Earlier this week, I told you all about the discovery of the skeletal remains of a megaraptor that died while it was in the middle of munching on the ancient ancestor of the modern crocodile. Well, it seems the tables have turned.
A different team of researchers found evidence of a gigantic ancient crocodile that ate dinosaurs. These things went extinct just as their ugly war was escalating. I’m beginning to think one of them summoned the asteroid that wiped them all out.
In the waning days of the Cretaceous period, a hypercarnivorous crocodile that could shred dinosaurs to bits with its chef’s knife-like teeth roamed the mean streets of modern-day Patagonia.
Scientists have recently unearthed a remarkably well-preserved ancient apex predator, known as Kostensuchus atrox, a fossil find so complete that it was practically ready for display in a museum.
This Newly Discovered Crocodile Used to Feast on Dinosaurs
Discovered in Argentina’s Chorrillo Formation in 2020, just before COVID struck, the 11 ½ foot, 555-pound K. atrox belonged to a now extinct family of land-dwelling crocodyliforms called peirosaurids. They were extremely distant cousins of today’s alligators and crocodiles.
A big difference is that they had a limb that suggests they walked, looking more like modern-day Komodo dragons than modern-day gators or crocs, whose bellies are constantly dragging on the ground.
And walked they did, headlong into herbivorous dinosaurs, whom they would devour with their two-inch serrated teeth. Its skull was compact, broad, and reinforced with muscle anchor points that let it crush prey like a living bear trap. This thing was gnarly. They were like the lions of the Cretaceous period.
These ancient crocs were never thought to live as far down as the southern tip of South America, but that’s precisely where they were found. It lived in lush, temperate environments that are now frozen under Antarctic winds.
Unfortunately for its own sake of survival, the K. atrox was a hypercarnivore, which means its diet consisted of at least 70 percent meat.
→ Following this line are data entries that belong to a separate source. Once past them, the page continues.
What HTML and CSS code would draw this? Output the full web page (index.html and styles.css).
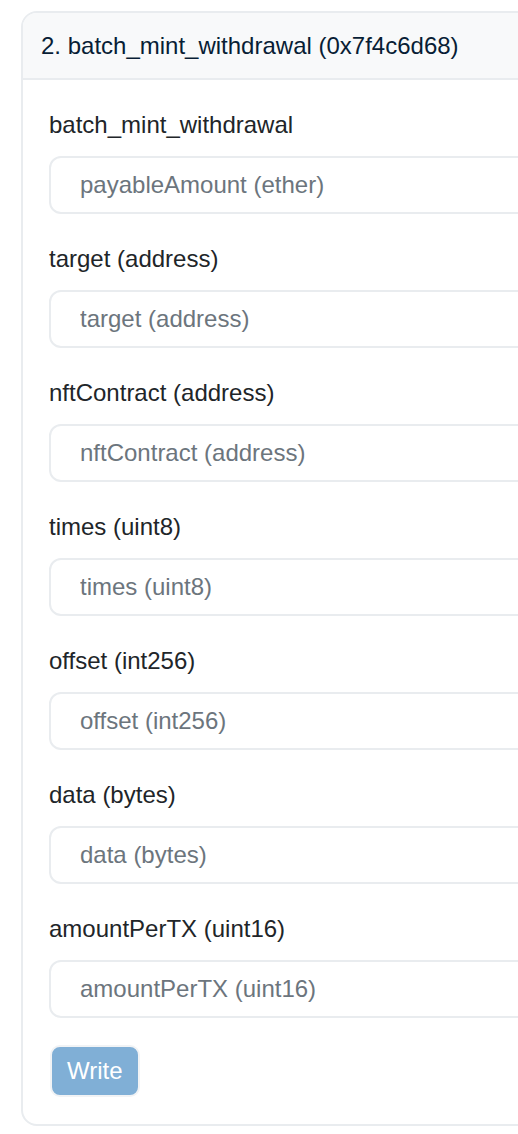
FILE: index.html
```html
<!DOCTYPE html>
<html>
<head>
<meta charset="utf-8">
<link rel="stylesheet" href="styles.css">
</head>
<body>
<div class="card">
  <div class="card-header">2. batch_mint_withdrawal (0x7f4c6d68)</div>
  <div class="card-body">
    <div class="field">
      <label class="label">batch_mint_withdrawal</label>
      <input class="input" type="text" placeholder="payableAmount (ether)">
    </div>
    <div class="field">
      <label class="label">target (address)</label>
      <input class="input" type="text" placeholder="target (address)">
    </div>
    <div class="field">
      <label class="label">nftContract (address)</label>
      <input class="input" type="text" placeholder="nftContract (address)">
    </div>
    <div class="field">
      <label class="label">times (uint8)</label>
      <input class="input" type="text" placeholder="times (uint8)">
    </div>
    <div class="field">
      <label class="label">offset (int256)</label>
      <input class="input" type="text" placeholder="offset (int256)">
    </div>
    <div class="field">
      <label class="label">data (bytes)</label>
      <input class="input" type="text" placeholder="data (bytes)">
    </div>
    <div class="field">
      <label class="label">amountPerTX (uint16)</label>
      <input class="input" type="text" placeholder="amountPerTX (uint16)">
    </div>
    <button class="btn" type="button">Write</button>
  </div>
</div>
</body>
</html>
```
FILE: styles.css
```css
html, body {
  margin: 0;
  padding: 0;
  background: #ffffff;
  overflow: hidden;
}
body {
  font-family: "Liberation Sans", Arial, sans-serif;
  padding: 11px 0 0 21px;
}
.card {
  width: 540px;
  border: 2px solid #e9ecef;
  border-radius: 16px;
  box-sizing: border-box;
  overflow: hidden;
  background: #fff;
}
.card-header {
  height: 67px;
  box-sizing: border-box;
  background: #f8f9fa;
  border-bottom: 2px solid #e9ecef;
  padding: 0 0 0 18px;
  display: flex;
  align-items: center;
  font-size: 24px;
  color: #081d35;
}
.card-body {
  padding: 30px 0 27px 26px;
  display: flex;
  flex-direction: column;
  align-items: flex-start;
}
.field {
  display: flex;
  flex-direction: column;
  width: 100%;
  margin-bottom: 30px;
}
.field:last-of-type {
  margin-bottom: 27px;
}
.label {
  font-size: 24px;
  line-height: 30px;
  color: #212529;
  margin-bottom: 16px;
}
.input {
  height: 58px;
  box-sizing: border-box;
  width: 100%;
  border: 2px solid #e9ecef;
  border-radius: 12px;
  padding: 0 0 0 29px;
  font-family: "Liberation Sans", Arial, sans-serif;
  font-size: 24px;
  color: #212529;
  background: #fff;
  outline: none;
}
.input::placeholder {
  color: #6c757d;
  opacity: 1;
}
.btn {
  height: 52px;
  padding: 0 15px;
  border: 2px solid #f1f3f5;
  border-radius: 10px;
  background: #80afd6;
  color: #ffffff;
  font-family: "Liberation Sans", Arial, sans-serif;
  font-size: 24px;
  margin-left: 1px;
}
```
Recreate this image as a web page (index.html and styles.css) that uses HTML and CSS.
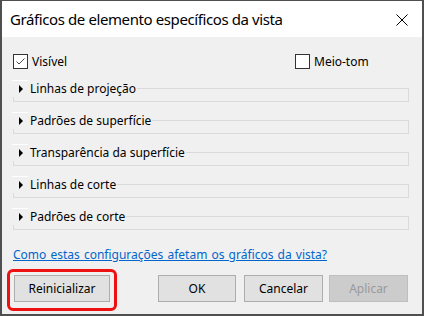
FILE: index.html
```html
<!DOCTYPE html>
<html lang="pt">
<head>
<meta charset="utf-8">
<title>Gráficos de elemento específicos da vista</title>
<link rel="stylesheet" href="styles.css">
</head>
<body>
<div class="window">
  <div class="titlebar">
    <span class="title">Gráficos de elemento específicos da vista</span>
    <span class="close"><svg width="12" height="12" viewBox="0 0 12 12"><path d="M0.5 0.5 L11.5 11.5 M11.5 0.5 L0.5 11.5" stroke="#000" stroke-width="1" fill="none"/></svg></span>
  </div>
  <div class="content">
    <div class="checks">
      <label class="chk"><span class="box"><svg width="13" height="13" viewBox="0 0 13 13"><path d="M2.5 6.5 L5 9 L10.5 3.5" stroke="#4a4a4a" stroke-width="1" fill="none"/></svg></span>Visível</label>
      <label class="chk"><span class="box"></span>Meio-tom</label>
    </div>
    <div class="groups">
      <div class="group"><div class="box-line"></div><div class="legend"><span class="tri"></span>Linhas de projeção</div></div>
      <div class="group"><div class="box-line"></div><div class="legend"><span class="tri"></span>Padrões de superfície</div></div>
      <div class="group"><div class="box-line"></div><div class="legend"><span class="tri"></span>Transparência da superfície</div></div>
      <div class="group"><div class="box-line"></div><div class="legend"><span class="tri"></span>Linhas de corte</div></div>
      <div class="group"><div class="box-line"></div><div class="legend"><span class="tri"></span>Padrões de corte</div></div>
    </div>
    <a class="help" href="#">Como estas configurações afetam os gráficos da vista?</a>
    <div class="buttons">
      <span class="highlight"><button class="btn reset">Reinicializar</button></span>
      <button class="btn ok">OK</button>
      <button class="btn cancel">Cancelar</button>
      <button class="btn apply" disabled>Aplicar</button>
    </div>
  </div>
</div>
</body>
</html>
```

FILE: styles.css
```css
html, body {
  margin: 0;
  padding: 0;
}
body {
  width: 424px;
  height: 316px;
  overflow: hidden;
  font-family: "Noto Sans", "Open Sans", sans-serif;
  font-size: 12px;
  color: #000;
}
.window {
  box-sizing: border-box;
  width: 424px;
  height: 316px;
  border-style: solid;
  border-color: #4f4f4f;
  border-width: 1px 2px 2px 2px;
  display: flex;
  flex-direction: column;
  background: #f0f0f0;
}
.titlebar {
  height: 36px;
  background: #fff;
  display: flex;
  align-items: center;
  padding: 0 14px 0 8px;
  flex: none;
}
.title {
  font-size: 15px;
  letter-spacing: -0.4px;
  line-height: 20px;
  flex: 1;
  margin-top: -1px;
}
.close {
  width: 12px;
  height: 12px;
  display: flex;
  margin-top: 1px;
}
.content {
  flex: 1;
  padding: 17px 13px 0 11px;
  display: flex;
  flex-direction: column;
}
.checks {
  display: grid;
  grid-template-columns: 1fr 114px;
  height: 15px;
}
.chk {
  display: flex;
  align-items: center;
  gap: 4px;
  line-height: 15px;
}
.box {
  box-sizing: border-box;
  width: 15px;
  height: 15px;
  border: 1px solid #333;
  background: #fff;
  display: flex;
  flex: none;
}
.groups {
  margin-top: 11px;
  display: flex;
  flex-direction: column;
  gap: 10px;
}
.group {
  display: grid;
  margin-left: -1px;
}
.group > * {
  grid-area: 1 / 1;
}
.box-line {
  margin-top: 8px;
  height: 14px;
  box-sizing: border-box;
  border: 1px solid #dadada;
  margin-left: 1px;
}
.legend {
  justify-self: start;
  align-self: start;
  height: 17px;
  background: #f0f0f0;
  display: flex;
  align-items: center;
  padding-right: 1px;
  line-height: 17px;
  background-image: linear-gradient(#fff, #fff);
  background-repeat: no-repeat;
  background-size: 16px 1px;
  background-position: 0 0;
}
.tri {
  width: 0;
  height: 0;
  border-style: solid;
  border-width: 4px 0 4px 4px;
  border-color: transparent transparent transparent #000;
  margin: 0 7px 0 7px;
}
.help {
  margin-top: 17px;
  line-height: 16px;
  word-spacing: 1px;
  color: #0066cc;
  text-decoration: underline;
  align-self: flex-start;
}
.buttons {
  margin-top: 12px;
  display: flex;
  align-items: flex-start;
}
.btn {
  box-sizing: border-box;
  height: 27px;
  font-family: inherit;
  font-size: 12px;
  background: #e1e1e1;
  border: 1px solid #adadad;
  color: #000;
  padding: 0;
  margin: 0;
}
.highlight {
  position: relative;
  display: flex;
  margin-left: 1px;
}
.highlight::after {
  content: "";
  position: absolute;
  left: -7px;
  right: -7px;
  top: -6px;
  bottom: -9px;
  border: 3px solid #ee1111;
  border-radius: 6px;
}
.reset { width: 96px; }
.ok { width: 78px; margin-left: 48px; }
.cancel { width: 79px; margin-left: 8px; }
.apply {
  width: 79px;
  margin-left: 6px;
  background: #cccccc;
  border-color: #bfbfbf;
  color: #9a9a9a;
}
```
The remaining 30 percent of their diets was made up of fruits, fungi, and various other plant materials.
A good modern-day equivalent would be eagles, snakes, spiders, polar bears, and even marlins. There’s a bunch. However, it was the heavy reliance on meat that ultimately led to its downfall.
Once the asteroid hit, a lot of its food source was wiped out. Herbivores, on the other hand, had enough plant life lingering around to sustain them for the generations to come. The ones that did survive likely did so because they adapted to living in and around freshwater.